The core of the Ferrari brand is the Scuderia Ferrari. The Scuderia is usually described as Ferrari's "racing arm," but the fact is that without the Scuderia, there would be no Ferrari as most people know it.

Enzo Ferrari, who founded Ferrari, only sold road cars to fund the racing effort.

Ferrari ownership might be exclusive. But Ferrari racing is even more exclusive - with only two people, basically, able to race on the company's Formula One team.

This is what 14 year-olds dream of, and even if they are lucky enough to be able to buy a Ferrari one day - the Scuderia is still unattainable. (Though Ferrari's most loyal "clients" - they're never just customers - can get close with an invite to drive in one of the company's Pro-Am races).

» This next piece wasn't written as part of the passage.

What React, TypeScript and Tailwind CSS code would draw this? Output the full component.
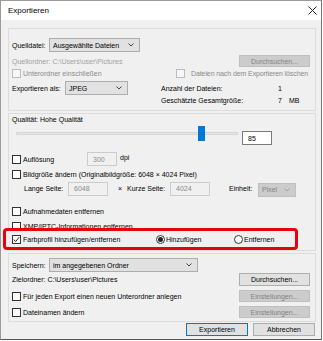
import React from "react";

type Box = { checked?: boolean; disabled?: boolean };

function Check({ checked, disabled }: Box) {
  return (
    <span
      className={`flex w-[9px] h-[9px] shrink-0 items-center justify-center border ${
        disabled ? "border-[#bcbcbc] bg-[#f7f7f7]" : "border-[#333333] bg-white"
      }`}
    >
      {checked && (
        <svg width="7" height="7" viewBox="0 0 7 7">
          <path d="M0.8 3.6 L2.7 5.5 L6.2 1.2" fill="none" stroke="#222" strokeWidth="1" />
        </svg>
      )}
    </span>
  );
}

function Radio({ checked }: { checked?: boolean }) {
  return (
    <span className="flex w-[9px] h-[9px] shrink-0 items-center justify-center rounded-full border border-[#333333] bg-white">
      {checked && <span className="w-[5px] h-[5px] rounded-full bg-[#222]" />}
    </span>
  );
}

function Chevron({ color = "#333" }: { color?: string }) {
  return (
    <svg width="6" height="4" viewBox="0 0 6 4" className="shrink-0">
      <path d="M0.5 0.5 L3 3 L5.5 0.5" fill="none" stroke={color} strokeWidth="0.9" />
    </svg>
  );
}

function Select({ label, width, disabled }: { label: string; width: string; disabled?: boolean }) {
  return (
    <div
      className={`${width} h-[14px] shrink-0 flex items-center justify-between pl-[3px] pr-[5px] border ${
        disabled ? "border-[#bfbfbf] bg-[#cccccc] text-[#838383]" : "border-[#adadad] bg-[#e1e1e1]"
      }`}
    >
      <span>{label}</span>
      <Chevron color={disabled ? "#9a9a9a" : "#333"} />
    </div>
  );
}

function Btn({ label, disabled, primary, cls = "w-[71px] h-[13px]" }: { label: string; disabled?: boolean; primary?: boolean; cls?: string }) {
  return (
    <div
      className={`${cls} shrink-0 flex items-center justify-center border ${
        disabled
          ? "border-[#bfbfbf] bg-[#cccccc] text-[#838383]"
          : primary
          ? "border-[#0078d7] bg-[#e1e1e1]"
          : "border-[#adadad] bg-[#e1e1e1]"
      }`}
    >
      {label}
    </div>
  );
}

function Field({ value, width, active }: { value: string; width: string; active?: boolean }) {
  return (
    <div
      className={`${width} h-[14px] shrink-0 flex items-center pl-[5px] border ${
        active ? "border-[#7a7a7a] bg-white text-black" : "border-[#cccccc] bg-[#f0f0f0] text-[#8a8a8a]"
      }`}
    >
      {value}
    </div>
  );
}

export default function App() {
  return (
    <div className="w-[323px] h-[341px] bg-white font-['Liberation_Sans',Arial,sans-serif] text-[7px] leading-none text-black whitespace-nowrap">
      <div className="w-[322px] h-[340px] flex flex-col border border-[#9a9a9a] border-b-[#555] border-r-[#777] bg-[#f0f0f0]">
        {/* title bar */}
        <div className="h-[19px] shrink-0 flex items-center justify-between bg-white pl-[7px] pr-[4px]">
          <span className="text-[8px]">Exportieren</span>
          <svg width="9" height="9" viewBox="0 0 9 9">
            <path d="M0.5 0.5 L8.5 8.5 M8.5 0.5 L0.5 8.5" stroke="#222" strokeWidth="1" />
          </svg>
        </div>

        <div className="flex flex-col pl-[7px] pr-[5px] pt-[8px]">
          {/* Quelle */}
          <div className="h-[83px] flex flex-col border border-[#dcdcdc] pl-[3px] pr-[5px]">
            <div className="mt-[8px] h-[16px] flex items-center">
              <span className="w-[37px]">Quelldatei:</span>
              <Select label="Ausgewählte Dateien" width="w-[91px]" />
            </div>
            <div className="mt-[1px] h-[14px] flex items-center justify-between">
              <span className="text-[#a0a0a0]">Quellordner: C:\Users\user\Pictures</span>
              <Btn label="Durchsuchen..." disabled cls="w-[71px] h-[12px]" />
            </div>
            <div className="h-[11px] flex items-center">
              <div className="w-[164px] shrink-0 flex items-center gap-[2px] text-[#8a8a8a]">
                <Check disabled />
                <span>Unterordner einschließen</span>
              </div>
              <div className="flex items-center gap-[6px] text-[#8a8a8a] tracking-[-0.1px]">
                <Check disabled />
                <span>Dateien nach dem Exportieren löschen</span>
              </div>
            </div>
            <div className="mt-[2px] flex">
              <div className="w-[149px] shrink-0 h-[14px] flex items-center">
                <span className="w-[53px]">Exportieren als:</span>
                <Select label="JPEG" width="w-[63px]" />
              </div>
              <div className="pt-[1px] flex flex-col">
                <div className="h-[12px] flex items-center">
                  <span className="w-[117px]">Anzahl der Dateien:</span>
                  <span>1</span>
                </div>
                <div className="h-[12px] flex items-center">
                  <span className="w-[117px]">Geschätzte Gesamtgröße:</span>
                  <span className="w-[11px]">7</span>
                  <span>MB</span>
                </div>
              </div>
            </div>
          </div>

          {/* Bild */}
          <div className="mt-[2px] h-[138px] flex flex-col border border-[#dcdcdc] pl-[3px]">
            <div className="h-[11px] flex items-center">Qualität: Hohe Qualität</div>
            <div className="mt-[2px] h-[19px] flex">
              <div className="relative ml-[4px] w-[222px] h-[15px]">
                <div className="absolute left-0 right-0 top-[6px] h-[3px] border border-[#d6d6d6] bg-[#e7e7e7]" />
                <div className="absolute left-[182px] top-0 w-[7px] h-[15px] bg-[#0078d7]" />
              </div>
              <div className="ml-[4px] mt-[5px]">
                <Field value="85" width="w-[30px]" active />
              </div>
            </div>
            <div className="mt-[7px] h-[14px] flex items-center">
              <div className="w-[75px] flex items-center gap-[2px]">
                <Check />
                <span>Auflösung</span>
              </div>
              <Field value="300" width="w-[30px]" />
              <span className="ml-[3px] mb-[4px]">dpi</span>
            </div>
            <div className="mt-[3px] h-[10px] flex items-center gap-[2px]">
              <Check />
              <span>Bildgröße ändern (Originalbildgröße: 6048 × 4024 Pixel)</span>
            </div>
            <div className="mt-[3px] h-[14px] flex items-center">
              <span className="ml-[12px] w-[44px]">Lange Seite:</span>
              <Field value="6048" width="w-[40px]" />
              <span className="ml-[10px] w-[9px]">×</span>
              <span className="w-[43px]">Kurze Seite:</span>
              <Field value="4024" width="w-[40px]" />
              <span className="ml-[19px] w-[29px]">Einheit:</span>
              <div className="mt-[2px]">
                <Select label="Pixel" width="w-[38px]" disabled />
              </div>
            </div>
            <div className="mt-[11px] h-[10px] flex items-center gap-[2px]">
              <Check />
              <span>Aufnahmedaten entfernen</span>
            </div>
            <div className="mt-[5px] h-[10px] flex items-center gap-[2px]">
              <Check />
              <span>XMP/IPTC-Informationen entfernen</span>
            </div>
            <div className="relative z-10 -mt-[3px] -ml-[9px] w-[295px] h-[22px] shrink-0 flex items-center rounded-[4px] border-[3px] border-[#e8000b] bg-[#f0f0f0] pl-[6px]">
              <div className="w-[144px] flex items-center gap-[2px]">
                <Check checked />
                <span>Farbprofil hinzufügen/entfernen</span>
              </div>
              <div className="w-[78px] flex items-center gap-[1px]">
                <Radio checked />
                <span>Hinzufügen</span>
              </div>
              <div className="flex items-center gap-[1px]">
                <Radio />
                <span>Entfernen</span>
              </div>
            </div>
          </div>

          {/* Ziel */}
          <div className="mt-[2px] h-[69px] flex flex-col border border-[#dcdcdc] pl-[3px] pr-[5px]">
            <div className="mt-[4px] h-[14px] flex items-center">
              <span className="w-[37px]">Speichern:</span>
              <Select label="im angegebenen Ordner" width="w-[149px]" />
            </div>
            <div className="mt-[1px] h-[13px] flex items-center justify-between">
              <span>Zielordner: C:\Users\user\Pictures</span>
              <Btn label="Durchsuchen..." />
            </div>
            <div className="mt-[4px] h-[12px] flex items-center justify-between">
              <div className="flex items-center gap-[2px]">
                <Check />
                <span>Für jeden Export einen neuen Unterordner anlegen</span>
              </div>
              <Btn label="Einstellungen..." disabled cls="w-[71px] h-[12px]" />
            </div>
            <div className="mt-[4px] h-[12px] flex items-center justify-between">
              <div className="flex items-center gap-[2px]">
                <Check />
                <span>Dateinamen ändern</span>
              </div>
              <Btn label="Einstellungen..." disabled cls="w-[71px] h-[12px]" />
            </div>
          </div>

          <div className="mt-[1px] h-[13px] flex justify-end gap-[5px] pr-[1px]">
            <Btn label="Exportieren" primary cls="w-[62px] h-[13px]" />
            <Btn label="Abbrechen" cls="w-[62px] h-[13px]" />
          </div>
        </div>
      </div>
    </div>
  );
}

"Ferrari still has the ability too make people dream, and that's something a lot of other car brands have lost," said Fabrice Paget, who currently runs The Luxury Brand Agency and formerly was Cartier's Worldwide Marketing and Product Development Director for Watches.

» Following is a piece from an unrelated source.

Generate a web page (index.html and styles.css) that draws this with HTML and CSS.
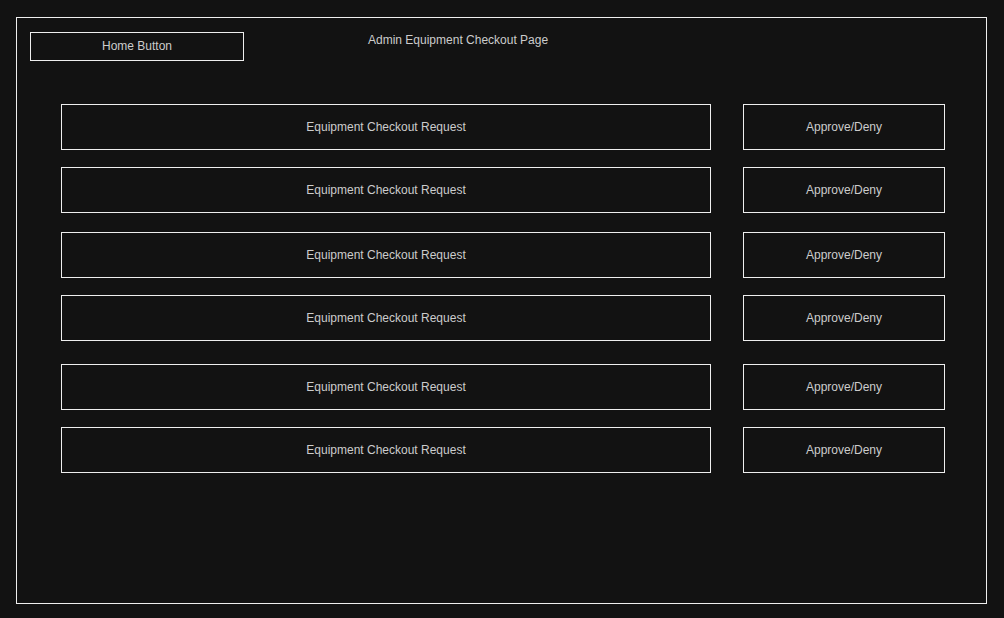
FILE: index.html
```html
<!DOCTYPE html>
<html lang="en">
<head>
<meta charset="utf-8">
<title>Admin Equipment Checkout Page</title>
<link rel="stylesheet" href="styles.css">
</head>
<body>
<div class="frame">
  <header class="header">
    <div class="home-btn">Home Button</div>
    <div class="title">Admin Equipment Checkout Page</div>
  </header>
  <main class="rows">
    <div class="row">
      <div class="request">Equipment Checkout Request</div>
      <div class="action">Approve/Deny</div>
    </div>
    <div class="row">
      <div class="request">Equipment Checkout Request</div>
      <div class="action">Approve/Deny</div>
    </div>
    <div class="row gap-md">
      <div class="request">Equipment Checkout Request</div>
      <div class="action">Approve/Deny</div>
    </div>
    <div class="row">
      <div class="request">Equipment Checkout Request</div>
      <div class="action">Approve/Deny</div>
    </div>
    <div class="row gap-lg">
      <div class="request">Equipment Checkout Request</div>
      <div class="action">Approve/Deny</div>
    </div>
    <div class="row">
      <div class="request">Equipment Checkout Request</div>
      <div class="action">Approve/Deny</div>
    </div>
  </main>
</div>
</body>
</html>
```

FILE: styles.css
```css
html, body {
  margin: 0;
  padding: 0;
  background: #121212;
}

body {
  font-family: "Liberation Sans", Arial, sans-serif;
  font-size: 12px;
  line-height: 14px;
  color: #cccccc;
}

.frame {
  box-sizing: border-box;
  margin: 17px 0 0 16px;
  width: 971px;
  height: 587px;
  border: 1px solid #eeeeee;
  padding: 14px 0 0 13px;
}

.header {
  display: flex;
  align-items: flex-start;
}

.home-btn {
  box-sizing: border-box;
  width: 214px;
  height: 29px;
  padding-bottom: 1px;
  border: 1px solid #eeeeee;
  display: flex;
  align-items: center;
  justify-content: center;
}

.title {
  margin-left: 124px;
  margin-top: 1px;
}

.rows {
  display: flex;
  flex-direction: column;
  gap: 17px;
  margin-top: 43px;
  padding-left: 31px;
}

.row {
  display: flex;
  gap: 32px;
}

.row.gap-md {
  margin-top: 2px;
}

.row.gap-lg {
  margin-top: 6px;
}

.request,
.action {
  box-sizing: border-box;
  height: 46px;
  border: 1px solid #eeeeee;
  display: flex;
  align-items: center;
  justify-content: center;
}

.request {
  width: 650px;
}

.action {
  width: 202px;
}
```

Matthew DeBord/Business Insider

A bright red paradox

Brand challenges

Still, there will be challenges ahead.

Marchionne is trying to keep two balls in the air with the IPO: raising money to get FCA, probably the weakest large global automaker, on track to endure a future downturn; and preserve the valuable Ferrari legacy.

Achieving the latter, while also meeting investor expectations for some kind of growth, is where Ferrari risks running into trouble.

Building 2,000 additional cars by 2019 will boost sales, but also erode some of the brand's exclusivity. Licensing could also add - though Ferrari-branded sneakers and watches and sunglasses already exist - but here, too, there's a downside.

"The challenge for a brand like [Ferrari] at the end of the day you are what you sell," Paget said. "If most of what you sell is t-shirts, caps, and mugs, that's who you are becoming. The challenge is to not take the easy money, but to control what you develop."

Matthew DeBord/Business Insider

Is change good?

What if Ferrari changes? Already some of those guarding against its transformation have been pushed out.

Luca di Montezemolo, Ferrari's longtime former chairman, always named success in Formula One as a key Ferrari value (along with things like beauty and tradition).

But he couldn't hold the line against Marchionne's goal of tapping Ferrari's value to ease FCA debt situation and fuel its expansion. Montezemolo also presided over a weak performance on the F1 track in recent years, by Ferrari standards. So he was forced out last year.

"I hope that the client will remain the most important point of reference," he told reporters earlier this year, the Detroit Free Press reported. "Because if not, it will be a big mistake. Because, I always say, 'our people, our products, our clients.' These are the key elements."

Already the company's made one big change that Montezemolo was guarding against. He didn't want to give the world more than about 7,000 cars each year.

Now, the world is about to get more Ferraris. The question is, Will it be enough?